== TO DO ==
All lines below must be repeated exactly, with the pictures omitted.

== COLLECTED MATERIAL ==
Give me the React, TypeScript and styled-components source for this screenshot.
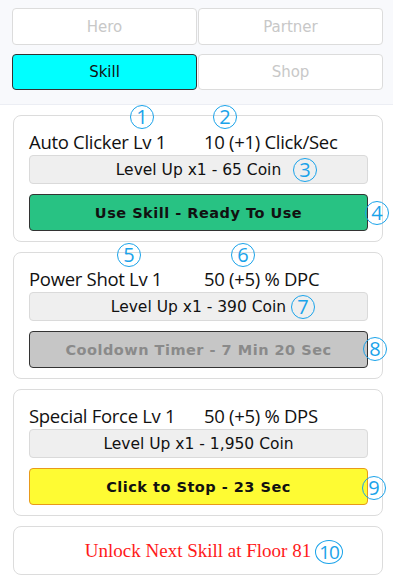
import React from "react";
import styled, { createGlobalStyle } from "styled-components";

const Global = createGlobalStyle`
  html, body { margin: 0; padding: 0; background: #ffffff; }
  body { font-family: "Open Sans", "Noto Sans", sans-serif; }
  * { box-sizing: border-box; }
`;

const comic = `"DejaVu Sans", "Comic Sans MS", sans-serif`;

const Page = styled.div`
  width: 393px;
`;

const Header = styled.div`
  background: #f8f9fc;
  border-bottom: 1px solid #eceef4;
  padding: 8px 10px 14px 12px;
  display: grid;
  grid-template-columns: 185px 185px;
  column-gap: 1px;
  row-gap: 9px;
`;

const Tab = styled.div<{ $active?: boolean; $h: number }>`
  height: ${(p) => p.$h}px;
  display: flex;
  align-items: center;
  justify-content: center;
  border-radius: 4px;
  border: 1px solid ${(p) => (p.$active ? "#333" : "#dcdcdc")};
  background: ${(p) => (p.$active ? "#00ffff" : "#ffffff")};
  color: ${(p) => (p.$active ? "#111" : "#c8c8c8")};
  font-family: ${comic};
  font-size: 15px;
`;

const List = styled.div`
  padding: 10px 0 0 13px;
  display: flex;
  flex-direction: column;
  gap: 10px;
`;

const Card = styled.div`
  position: relative;
  width: 370px;
  border: 1px solid #dcdcdc;
  border-radius: 8px;
  padding: 19px 14px 10px 15px;
  display: flex;
  flex-direction: column;
`;

const InfoRow = styled.div`
  height: 20px;
  display: grid;
  grid-template-columns: 175px 1fr;
  align-items: start;
  font-size: 18.5px;
  line-height: 14px;
  color: #111;
  white-space: nowrap;
  letter-spacing: -0.3px;
`;

const LevelBtn = styled.div`
  height: 29px;
  background: #efefef;
  border: 1px solid #dadada;
  border-radius: 4px;
  display: flex;
  align-items: center;
  justify-content: center;
  font-family: ${comic};
  font-size: 15.5px;
  color: #111;
`;

type Variant = "green" | "grey" | "yellow";

const ActionBtn = styled.div<{ $v: Variant }>`
  margin-top: 10px;
  height: 37px;
  border-radius: 4px;
  display: flex;
  align-items: center;
  justify-content: center;
  font-family: ${comic};
  font-weight: bold;
  font-size: 14.5px;
  letter-spacing: 0.5px;
  background: ${(p) =>
    p.$v === "green" ? "#28c283" : p.$v === "grey" ? "#c6c6c6" : "#fefb33"};
  border: 1px solid ${(p) => (p.$v === "yellow" ? "#e89a1a" : "#333")};
  color: ${(p) => (p.$v === "grey" ? "#8a8a8a" : "#111")};
`;

const UnlockCard = styled.div`
  position: relative;
  width: 370px;
  height: 49px;
  border: 1px solid #dcdcdc;
  border-radius: 8px;
  display: flex;
  align-items: center;
  justify-content: center;
  font-family: "Liberation Serif", serif;
  font-size: 19px;
  color: #ff1a1a;
`;

const Mark = styled.span<{ $x: number; $y: number }>`
  position: absolute;
  left: ${(p) => p.$x - 12}px;
  top: ${(p) => p.$y - 12}px;
  width: 24px;
  height: 24px;
  border: 1px solid #1aa3ea;
  border-radius: 50%;
  display: flex;
  align-items: center;
  justify-content: center;
  font-family: "Open Sans", sans-serif;
  font-size: 20px;
  line-height: 1;
  color: #1aa3ea;
  background: transparent;
  pointer-events: none;
`;

const MarkWide = styled(Mark)`
  width: 28px;
  left: ${(p) => p.$x - 14}px;
  font-size: 19px;
  letter-spacing: -1px;
`;

const mk = (n: number, px: number, py: number, top: number) => (
  <Mark $x={px - 14} $y={py - top - 1}>{n}</Mark>
);

export default function App() {
  return (
    <Page>
      <Global />
      <Header>
        <Tab $h={37}>Hero</Tab>
        <Tab $h={37}>Partner</Tab>
        <Tab $h={36} $active>Skill</Tab>
        <Tab $h={36}>Shop</Tab>
      </Header>
      <List>
        <Card>
          <InfoRow>
            <span>Auto Clicker Lv 1</span>
            <span>10 (+1) Click/Sec</span>
          </InfoRow>
          <LevelBtn>Level Up x1 - 65 Coin</LevelBtn>
          <ActionBtn $v="green">Use Skill - Ready To Use</ActionBtn>
          {mk(1, 142, 116, 114)}
          {mk(2, 225, 116, 114)}
          {mk(3, 305, 169, 114)}
          {mk(4, 377, 212, 114)}
        </Card>
        <Card>
          <InfoRow>
            <span>Power Shot Lv 1</span>
            <span>50 (+5) % DPC</span>
          </InfoRow>
          <LevelBtn>Level Up x1 - 390 Coin</LevelBtn>
          <ActionBtn $v="grey">Cooldown Timer - 7 Min 20 Sec</ActionBtn>
          {mk(5, 129, 255, 252)}
          {mk(6, 243, 255, 252)}
          {mk(7, 303, 307, 252)}
          {mk(8, 375, 349, 252)}
        </Card>
        <Card>
          <InfoRow>
            <span>Special Force Lv 1</span>
            <span>50 (+5) % DPS</span>
          </InfoRow>
          <LevelBtn>Level Up x1 - 1,950 Coin</LevelBtn>
          <ActionBtn $v="yellow">Click to Stop - 23 Sec</ActionBtn>
          {mk(9, 374, 487, 388)}
        </Card>
        <UnlockCard>
          <span>Unlock Next Skill at Floor 81</span>
          <MarkWide $x={329 - 14} $y={551 - 525 - 1}>10</MarkWide>
        </UnlockCard>
      </List>
    </Page>
  );
}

== RESULT OF THIS TASK ==
Give me the React, TypeScript and styled-components source for this screenshot.
import React from "react";
import styled, { createGlobalStyle } from "styled-components";

const Global = createGlobalStyle`
  html, body { margin: 0; padding: 0; background: #ffffff; }
  body { font-family: "Open Sans", "Noto Sans", sans-serif; }
  * { box-sizing: border-box; }
`;

const comic = `"DejaVu Sans", "Comic Sans MS", sans-serif`;

const Page = styled.div`
  width: 393px;
`;

const Header = styled.div`
  background: #f8f9fc;
  border-bottom: 1px solid #eceef4;
  padding: 8px 10px 14px 12px;
  display: grid;
  grid-template-columns: 185px 185px;
  column-gap: 1px;
  row-gap: 9px;
`;

const Tab = styled.div<{ $active?: boolean; $h: number }>`
  height: ${(p) => p.$h}px;
  display: flex;
  align-items: center;
  justify-content: center;
  border-radius: 4px;
  border: 1px solid ${(p) => (p.$active ? "#333" : "#dcdcdc")};
  background: ${(p) => (p.$active ? "#00ffff" : "#ffffff")};
  color: ${(p) => (p.$active ? "#111" : "#c8c8c8")};
  font-family: ${comic};
  font-size: 15px;
`;

const List = styled.div`
  padding: 10px 0 0 13px;
  display: flex;
  flex-direction: column;
  gap: 10px;
`;

const Card = styled.div`
  position: relative;
  width: 370px;
  border: 1px solid #dcdcdc;
  border-radius: 8px;
  padding: 19px 14px 10px 15px;
  display: flex;
  flex-direction: column;
`;

const InfoRow = styled.div`
  height: 20px;
  display: grid;
  grid-template-columns: 175px 1fr;
  align-items: start;
  font-size: 18.5px;
  line-height: 14px;
  color: #111;
  white-space: nowrap;
  letter-spacing: -0.3px;
`;

const LevelBtn = styled.div`
  height: 29px;
  background: #efefef;
  border: 1px solid #dadada;
  border-radius: 4px;
  display: flex;
  align-items: center;
  justify-content: center;
  font-family: ${comic};
  font-size: 15.5px;
  color: #111;
`;

type Variant = "green" | "grey" | "yellow";

const ActionBtn = styled.div<{ $v: Variant }>`
  margin-top: 10px;
  height: 37px;
  border-radius: 4px;
  display: flex;
  align-items: center;
  justify-content: center;
  font-family: ${comic};
  font-weight: bold;
  font-size: 14.5px;
  letter-spacing: 0.5px;
  background: ${(p) =>
    p.$v === "green" ? "#28c283" : p.$v === "grey" ? "#c6c6c6" : "#fefb33"};
  border: 1px solid ${(p) => (p.$v === "yellow" ? "#e89a1a" : "#333")};
  color: ${(p) => (p.$v === "grey" ? "#8a8a8a" : "#111")};
`;

const UnlockCard = styled.div`
  position: relative;
  width: 370px;
  height: 49px;
  border: 1px solid #dcdcdc;
  border-radius: 8px;
  display: flex;
  align-items: center;
  justify-content: center;
  font-family: "Liberation Serif", serif;
  font-size: 19px;
  color: #ff1a1a;
`;

const Mark = styled.span<{ $x: number; $y: number }>`
  position: absolute;
  left: ${(p) => p.$x - 12}px;
  top: ${(p) => p.$y - 12}px;
  width: 24px;
  height: 24px;
  border: 1px solid #1aa3ea;
  border-radius: 50%;
  display: flex;
  align-items: center;
  justify-content: center;
  font-family: "Open Sans", sans-serif;
  font-size: 20px;
  line-height: 1;
  color: #1aa3ea;
  background: transparent;
  pointer-events: none;
`;

const MarkWide = styled(Mark)`
  width: 28px;
  left: ${(p) => p.$x - 14}px;
  font-size: 19px;
  letter-spacing: -1px;
`;

const mk = (n: number, px: number, py: number, top: number) => (
  <Mark $x={px - 14} $y={py - top - 1}>{n}</Mark>
);

export default function App() {
  return (
    <Page>
      <Global />
      <Header>
        <Tab $h={37}>Hero</Tab>
        <Tab $h={37}>Partner</Tab>
        <Tab $h={36} $active>Skill</Tab>
        <Tab $h={36}>Shop</Tab>
      </Header>
      <List>
        <Card>
          <InfoRow>
            <span>Auto Clicker Lv 1</span>
            <span>10 (+1) Click/Sec</span>
          </InfoRow>
          <LevelBtn>Level Up x1 - 65 Coin</LevelBtn>
          <ActionBtn $v="green">Use Skill - Ready To Use</ActionBtn>
          {mk(1, 142, 116, 114)}
          {mk(2, 225, 116, 114)}
          {mk(3, 305, 169, 114)}
          {mk(4, 377, 212, 114)}
        </Card>
        <Card>
          <InfoRow>
            <span>Power Shot Lv 1</span>
            <span>50 (+5) % DPC</span>
          </InfoRow>
          <LevelBtn>Level Up x1 - 390 Coin</LevelBtn>
          <ActionBtn $v="grey">Cooldown Timer - 7 Min 20 Sec</ActionBtn>
          {mk(5, 129, 255, 252)}
          {mk(6, 243, 255, 252)}
          {mk(7, 303, 307, 252)}
          {mk(8, 375, 349, 252)}
        </Card>
        <Card>
          <InfoRow>
            <span>Special Force Lv 1</span>
            <span>50 (+5) % DPS</span>
          </InfoRow>
          <LevelBtn>Level Up x1 - 1,950 Coin</LevelBtn>
          <ActionBtn $v="yellow">Click to Stop - 23 Sec</ActionBtn>
          {mk(9, 374, 487, 388)}
        </Card>
        <UnlockCard>
          <span>Unlock Next Skill at Floor 81</span>
          <MarkWide $x={329 - 14} $y={551 - 525 - 1}>10</MarkWide>
        </UnlockCard>
      </List>
    </Page>
  );
}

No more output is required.